## begin Data section

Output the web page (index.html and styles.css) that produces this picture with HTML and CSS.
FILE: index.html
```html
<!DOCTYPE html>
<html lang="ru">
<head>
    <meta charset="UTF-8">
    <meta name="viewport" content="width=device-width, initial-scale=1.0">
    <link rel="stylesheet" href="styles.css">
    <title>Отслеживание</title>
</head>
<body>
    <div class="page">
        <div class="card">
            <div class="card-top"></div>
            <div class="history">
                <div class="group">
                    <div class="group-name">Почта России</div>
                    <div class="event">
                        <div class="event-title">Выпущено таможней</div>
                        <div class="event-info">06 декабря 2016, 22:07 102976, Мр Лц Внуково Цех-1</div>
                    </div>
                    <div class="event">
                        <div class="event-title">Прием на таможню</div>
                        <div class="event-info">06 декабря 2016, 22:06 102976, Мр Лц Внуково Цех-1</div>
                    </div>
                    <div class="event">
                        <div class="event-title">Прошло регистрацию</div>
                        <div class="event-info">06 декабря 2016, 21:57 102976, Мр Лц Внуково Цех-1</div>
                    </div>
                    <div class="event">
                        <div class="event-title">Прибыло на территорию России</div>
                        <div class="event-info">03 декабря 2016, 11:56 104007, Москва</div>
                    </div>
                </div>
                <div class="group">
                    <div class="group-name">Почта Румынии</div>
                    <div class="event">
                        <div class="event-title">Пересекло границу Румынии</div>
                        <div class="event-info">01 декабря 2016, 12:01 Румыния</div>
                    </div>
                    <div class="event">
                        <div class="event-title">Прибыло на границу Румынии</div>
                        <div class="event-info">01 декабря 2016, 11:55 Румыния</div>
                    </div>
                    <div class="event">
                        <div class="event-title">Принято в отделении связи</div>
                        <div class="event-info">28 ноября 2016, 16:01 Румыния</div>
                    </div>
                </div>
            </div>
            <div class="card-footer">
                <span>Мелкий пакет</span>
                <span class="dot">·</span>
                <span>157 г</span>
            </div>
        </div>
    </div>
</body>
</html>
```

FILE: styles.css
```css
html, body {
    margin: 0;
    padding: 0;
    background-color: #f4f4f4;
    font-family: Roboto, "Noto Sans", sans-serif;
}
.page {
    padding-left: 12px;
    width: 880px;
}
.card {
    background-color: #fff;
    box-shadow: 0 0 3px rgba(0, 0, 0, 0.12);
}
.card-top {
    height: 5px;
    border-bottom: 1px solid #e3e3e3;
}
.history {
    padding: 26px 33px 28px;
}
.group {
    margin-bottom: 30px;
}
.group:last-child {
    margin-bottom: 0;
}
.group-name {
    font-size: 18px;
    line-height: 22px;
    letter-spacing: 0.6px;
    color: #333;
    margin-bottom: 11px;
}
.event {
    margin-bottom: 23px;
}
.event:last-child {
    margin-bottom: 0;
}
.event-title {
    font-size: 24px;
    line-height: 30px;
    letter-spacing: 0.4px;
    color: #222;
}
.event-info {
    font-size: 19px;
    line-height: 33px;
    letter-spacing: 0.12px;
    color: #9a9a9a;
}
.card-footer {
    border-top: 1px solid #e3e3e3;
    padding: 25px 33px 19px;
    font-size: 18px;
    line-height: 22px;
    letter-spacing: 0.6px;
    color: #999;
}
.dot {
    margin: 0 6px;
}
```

## end Data section

> Stated problem
From the preceding material, extract every line exactly.

> Complete response
Output the web page (index.html and styles.css) that produces this picture with HTML and CSS.
FILE: index.html
```html
<!DOCTYPE html>
<html lang="ru">
<head>
    <meta charset="UTF-8">
    <meta name="viewport" content="width=device-width, initial-scale=1.0">
    <link rel="stylesheet" href="styles.css">
    <title>Отслеживание</title>
</head>
<body>
    <div class="page">
        <div class="card">
            <div class="card-top"></div>
            <div class="history">
                <div class="group">
                    <div class="group-name">Почта России</div>
                    <div class="event">
                        <div class="event-title">Выпущено таможней</div>
                        <div class="event-info">06 декабря 2016, 22:07 102976, Мр Лц Внуково Цех-1</div>
                    </div>
                    <div class="event">
                        <div class="event-title">Прием на таможню</div>
                        <div class="event-info">06 декабря 2016, 22:06 102976, Мр Лц Внуково Цех-1</div>
                    </div>
                    <div class="event">
                        <div class="event-title">Прошло регистрацию</div>
                        <div class="event-info">06 декабря 2016, 21:57 102976, Мр Лц Внуково Цех-1</div>
                    </div>
                    <div class="event">
                        <div class="event-title">Прибыло на территорию России</div>
                        <div class="event-info">03 декабря 2016, 11:56 104007, Москва</div>
                    </div>
                </div>
                <div class="group">
                    <div class="group-name">Почта Румынии</div>
                    <div class="event">
                        <div class="event-title">Пересекло границу Румынии</div>
                        <div class="event-info">01 декабря 2016, 12:01 Румыния</div>
                    </div>
                    <div class="event">
                        <div class="event-title">Прибыло на границу Румынии</div>
                        <div class="event-info">01 декабря 2016, 11:55 Румыния</div>
                    </div>
                    <div class="event">
                        <div class="event-title">Принято в отделении связи</div>
                        <div class="event-info">28 ноября 2016, 16:01 Румыния</div>
                    </div>
                </div>
            </div>
            <div class="card-footer">
                <span>Мелкий пакет</span>
                <span class="dot">·</span>
                <span>157 г</span>
            </div>
        </div>
    </div>
</body>
</html>
```

FILE: styles.css
```css
html, body {
    margin: 0;
    padding: 0;
    background-color: #f4f4f4;
    font-family: Roboto, "Noto Sans", sans-serif;
}
.page {
    padding-left: 12px;
    width: 880px;
}
.card {
    background-color: #fff;
    box-shadow: 0 0 3px rgba(0, 0, 0, 0.12);
}
.card-top {
    height: 5px;
    border-bottom: 1px solid #e3e3e3;
}
.history {
    padding: 26px 33px 28px;
}
.group {
    margin-bottom: 30px;
}
.group:last-child {
    margin-bottom: 0;
}
.group-name {
    font-size: 18px;
    line-height: 22px;
    letter-spacing: 0.6px;
    color: #333;
    margin-bottom: 11px;
}
.event {
    margin-bottom: 23px;
}
.event:last-child {
    margin-bottom: 0;
}
.event-title {
    font-size: 24px;
    line-height: 30px;
    letter-spacing: 0.4px;
    color: #222;
}
.event-info {
    font-size: 19px;
    line-height: 33px;
    letter-spacing: 0.12px;
    color: #9a9a9a;
}
.card-footer {
    border-top: 1px solid #e3e3e3;
    padding: 25px 33px 19px;
    font-size: 18px;
    line-height: 22px;
    letter-spacing: 0.6px;
    color: #999;
}
.dot {
    margin: 0 6px;
}
```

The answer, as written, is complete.